I think it's a very under-promoted cause. I was unaware of the extent of the issue and have only recently heard of Railway Children.
I had a whole running away plan when I was a kid. Any time I was unhappy, off I'd go to improve 'The Plan'. I was even going to grow tomatoes in my hideout
that happened to be in a large park.
I never did it, though.
I always remember DH telling me the story of how he was a teenager in Bristol in the 70s. He found a wallet in the street and being the good, law-abiding chap that he was, he went to the local police station to hand it in. While he was waiting to be seen, he said how struck he was by all the missing posters of teenagers there were. It deeply saddened him at the time - wondering where on earth all those young people could be - and it came back to haunt him when Fred & Rose West were exposed.
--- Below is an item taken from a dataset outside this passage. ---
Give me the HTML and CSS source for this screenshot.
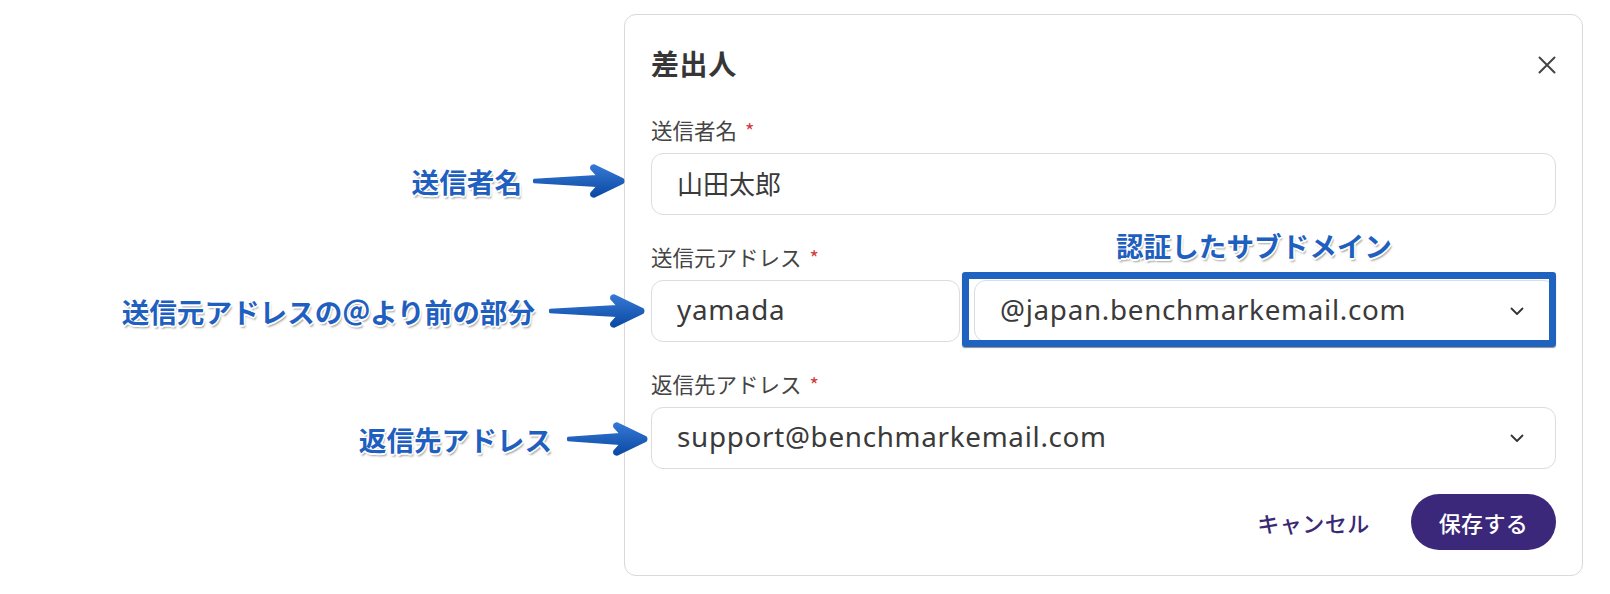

That very simple tale has always stuck with me when I think of runaway children. So desperately sad.
When I was about 16 my then bf ran away from home (his parents were physically abusive) What shocked me (and still does) was how easy it was for someone to slip through the net and end up on the streets with no help. He lived in a 'good' area, went to a 'good' school and had lots of friends with stable home lives. One close friend had a dad who worked in social services. Despite all this it didn't take long for him to end up sleeping on the streets. scary
Hesterton I bet that boy never forgot your kindness & your taking an interest in him. Well done. We need more understanding of homelessness.
I don't really have anything to add, but I'm very glad Aviva are supporting this cause.
It saddens me that it gets to the stage that so many children feel they have to get away. A girl several years below me at school from a very nice family ran away when she was about 14. She was found about a week later, turned out she was pregnant and from what I understand her family were very supportive. We didn't have any youth clubs or councilors at our school.
It seams sad that things go so far.
I don't really have anything to add as dc are younger.